=== Data to use ===

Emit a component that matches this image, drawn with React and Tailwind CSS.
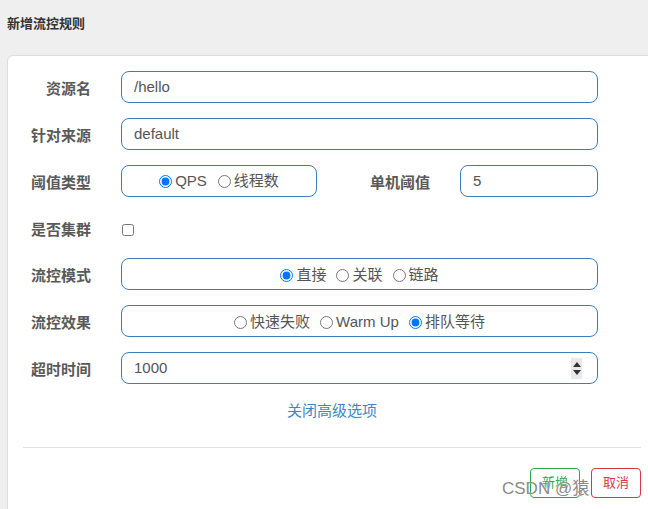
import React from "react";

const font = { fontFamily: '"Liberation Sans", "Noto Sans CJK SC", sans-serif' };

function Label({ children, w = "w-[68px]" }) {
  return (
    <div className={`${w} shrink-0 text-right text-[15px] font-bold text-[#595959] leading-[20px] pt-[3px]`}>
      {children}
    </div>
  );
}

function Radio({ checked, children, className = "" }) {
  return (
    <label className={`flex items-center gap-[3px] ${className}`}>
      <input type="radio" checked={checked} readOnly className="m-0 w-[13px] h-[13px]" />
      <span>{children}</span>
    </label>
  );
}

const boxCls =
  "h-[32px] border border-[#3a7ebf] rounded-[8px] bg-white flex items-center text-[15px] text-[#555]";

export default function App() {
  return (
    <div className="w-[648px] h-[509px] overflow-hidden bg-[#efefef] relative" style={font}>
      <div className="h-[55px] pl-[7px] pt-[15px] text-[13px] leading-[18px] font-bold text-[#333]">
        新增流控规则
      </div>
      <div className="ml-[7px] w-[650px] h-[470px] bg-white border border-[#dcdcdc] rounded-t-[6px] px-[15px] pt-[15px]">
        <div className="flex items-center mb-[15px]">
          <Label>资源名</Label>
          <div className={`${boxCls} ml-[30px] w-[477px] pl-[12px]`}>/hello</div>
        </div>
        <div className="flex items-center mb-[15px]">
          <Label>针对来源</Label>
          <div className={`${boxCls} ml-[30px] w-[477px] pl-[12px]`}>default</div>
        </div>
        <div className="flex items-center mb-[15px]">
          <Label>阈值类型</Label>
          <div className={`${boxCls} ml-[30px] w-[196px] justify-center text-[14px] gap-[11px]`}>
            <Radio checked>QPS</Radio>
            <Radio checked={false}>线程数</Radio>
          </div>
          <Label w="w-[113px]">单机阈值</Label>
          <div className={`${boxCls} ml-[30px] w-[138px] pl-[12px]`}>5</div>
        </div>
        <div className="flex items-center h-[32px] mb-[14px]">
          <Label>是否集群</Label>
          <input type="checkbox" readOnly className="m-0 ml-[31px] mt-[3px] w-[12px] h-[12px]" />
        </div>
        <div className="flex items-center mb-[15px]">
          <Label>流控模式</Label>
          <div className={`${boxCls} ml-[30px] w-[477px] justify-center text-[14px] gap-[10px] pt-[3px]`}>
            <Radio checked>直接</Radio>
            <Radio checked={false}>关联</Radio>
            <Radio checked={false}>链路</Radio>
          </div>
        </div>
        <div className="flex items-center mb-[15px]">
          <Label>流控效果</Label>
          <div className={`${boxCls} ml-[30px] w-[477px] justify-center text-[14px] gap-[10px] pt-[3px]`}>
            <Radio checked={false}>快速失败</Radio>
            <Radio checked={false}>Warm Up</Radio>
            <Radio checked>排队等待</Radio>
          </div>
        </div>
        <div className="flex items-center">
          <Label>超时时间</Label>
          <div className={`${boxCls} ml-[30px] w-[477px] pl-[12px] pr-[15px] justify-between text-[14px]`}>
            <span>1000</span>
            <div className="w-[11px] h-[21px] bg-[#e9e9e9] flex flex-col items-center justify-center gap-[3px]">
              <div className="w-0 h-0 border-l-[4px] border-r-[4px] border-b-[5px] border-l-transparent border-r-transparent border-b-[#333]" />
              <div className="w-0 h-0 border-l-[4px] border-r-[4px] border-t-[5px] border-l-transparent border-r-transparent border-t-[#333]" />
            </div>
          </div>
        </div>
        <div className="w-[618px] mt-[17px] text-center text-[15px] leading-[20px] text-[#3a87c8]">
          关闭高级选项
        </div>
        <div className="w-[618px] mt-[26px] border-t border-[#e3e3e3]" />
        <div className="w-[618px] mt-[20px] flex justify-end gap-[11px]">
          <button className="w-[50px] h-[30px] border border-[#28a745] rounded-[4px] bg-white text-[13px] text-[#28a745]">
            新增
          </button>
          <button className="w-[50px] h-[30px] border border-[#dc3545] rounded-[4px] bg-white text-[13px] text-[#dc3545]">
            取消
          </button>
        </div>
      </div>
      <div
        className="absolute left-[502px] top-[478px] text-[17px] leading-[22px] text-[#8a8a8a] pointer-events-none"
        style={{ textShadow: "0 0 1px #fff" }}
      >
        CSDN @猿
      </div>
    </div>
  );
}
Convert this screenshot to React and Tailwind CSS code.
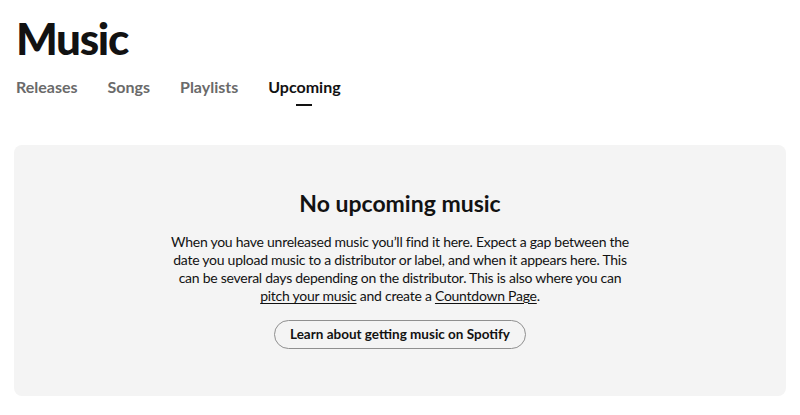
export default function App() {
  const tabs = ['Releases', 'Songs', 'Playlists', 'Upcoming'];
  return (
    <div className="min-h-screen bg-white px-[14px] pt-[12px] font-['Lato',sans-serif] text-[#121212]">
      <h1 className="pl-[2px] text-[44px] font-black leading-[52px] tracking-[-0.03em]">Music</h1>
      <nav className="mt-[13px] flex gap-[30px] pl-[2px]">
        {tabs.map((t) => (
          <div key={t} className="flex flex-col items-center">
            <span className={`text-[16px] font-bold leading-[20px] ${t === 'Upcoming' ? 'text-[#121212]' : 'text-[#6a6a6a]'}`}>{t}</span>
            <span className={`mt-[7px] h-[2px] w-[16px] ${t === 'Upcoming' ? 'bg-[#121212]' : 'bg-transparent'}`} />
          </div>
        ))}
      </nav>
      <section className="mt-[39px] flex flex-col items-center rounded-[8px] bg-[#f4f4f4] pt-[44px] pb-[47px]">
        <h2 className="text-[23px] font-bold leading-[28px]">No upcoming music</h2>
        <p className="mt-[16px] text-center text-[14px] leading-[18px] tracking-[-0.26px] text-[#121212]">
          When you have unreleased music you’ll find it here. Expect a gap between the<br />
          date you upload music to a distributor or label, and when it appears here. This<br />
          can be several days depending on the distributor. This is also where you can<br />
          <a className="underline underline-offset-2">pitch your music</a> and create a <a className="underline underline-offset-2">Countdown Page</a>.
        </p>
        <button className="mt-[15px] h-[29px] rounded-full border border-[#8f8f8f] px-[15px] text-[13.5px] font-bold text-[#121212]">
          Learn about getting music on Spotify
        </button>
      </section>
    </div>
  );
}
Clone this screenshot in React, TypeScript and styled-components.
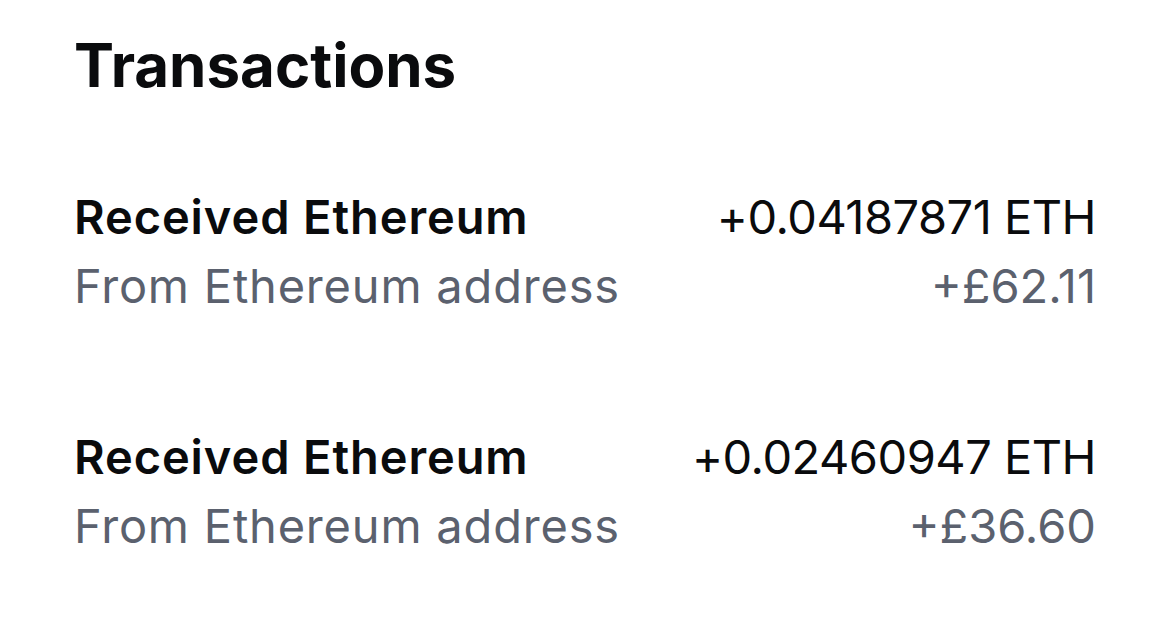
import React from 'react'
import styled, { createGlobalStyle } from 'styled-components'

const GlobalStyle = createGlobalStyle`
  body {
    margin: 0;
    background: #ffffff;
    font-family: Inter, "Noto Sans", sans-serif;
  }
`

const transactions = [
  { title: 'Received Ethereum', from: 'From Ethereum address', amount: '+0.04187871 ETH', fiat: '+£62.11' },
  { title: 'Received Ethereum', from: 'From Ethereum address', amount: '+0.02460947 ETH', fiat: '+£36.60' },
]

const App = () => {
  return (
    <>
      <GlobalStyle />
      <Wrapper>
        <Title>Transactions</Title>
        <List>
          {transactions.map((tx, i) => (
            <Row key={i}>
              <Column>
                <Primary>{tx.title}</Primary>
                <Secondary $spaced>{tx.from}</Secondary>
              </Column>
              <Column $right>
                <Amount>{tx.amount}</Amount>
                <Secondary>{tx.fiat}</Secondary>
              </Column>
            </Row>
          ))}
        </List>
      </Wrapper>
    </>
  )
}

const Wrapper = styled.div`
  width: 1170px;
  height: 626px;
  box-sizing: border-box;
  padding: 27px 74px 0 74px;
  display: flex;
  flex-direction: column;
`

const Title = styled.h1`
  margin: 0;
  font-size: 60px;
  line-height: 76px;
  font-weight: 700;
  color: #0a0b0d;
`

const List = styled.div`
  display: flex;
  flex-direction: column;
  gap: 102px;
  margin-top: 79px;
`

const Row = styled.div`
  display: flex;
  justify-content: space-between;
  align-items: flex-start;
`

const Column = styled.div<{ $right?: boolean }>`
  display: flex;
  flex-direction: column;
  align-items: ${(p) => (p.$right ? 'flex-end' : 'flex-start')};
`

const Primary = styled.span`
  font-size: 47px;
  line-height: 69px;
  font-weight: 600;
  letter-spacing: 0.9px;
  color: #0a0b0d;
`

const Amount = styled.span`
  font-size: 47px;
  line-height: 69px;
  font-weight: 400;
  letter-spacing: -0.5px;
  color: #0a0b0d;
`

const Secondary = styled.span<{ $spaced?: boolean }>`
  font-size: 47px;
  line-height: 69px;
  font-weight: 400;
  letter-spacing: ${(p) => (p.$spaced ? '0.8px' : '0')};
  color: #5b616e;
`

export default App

===

- [Job] Exactly restate the lines from the beginning of the data through the line with "border border-[#3a7ebf] rounded-[8px]", and no others, keeping pictures out.

- [Solution to the problem]
Emit a component that matches this image, drawn with React and Tailwind CSS.
import React from "react";

const font = { fontFamily: '"Liberation Sans", "Noto Sans CJK SC", sans-serif' };

function Label({ children, w = "w-[68px]" }) {
  return (
    <div className={`${w} shrink-0 text-right text-[15px] font-bold text-[#595959] leading-[20px] pt-[3px]`}>
      {children}
    </div>
  );
}

function Radio({ checked, children, className = "" }) {
  return (
    <label className={`flex items-center gap-[3px] ${className}`}>
      <input type="radio" checked={checked} readOnly className="m-0 w-[13px] h-[13px]" />
      <span>{children}</span>
    </label>
  );
}

const boxCls =
  "h-[32px] border border-[#3a7ebf] rounded-[8px] bg-white flex items-center text-[15px] text-[#555]";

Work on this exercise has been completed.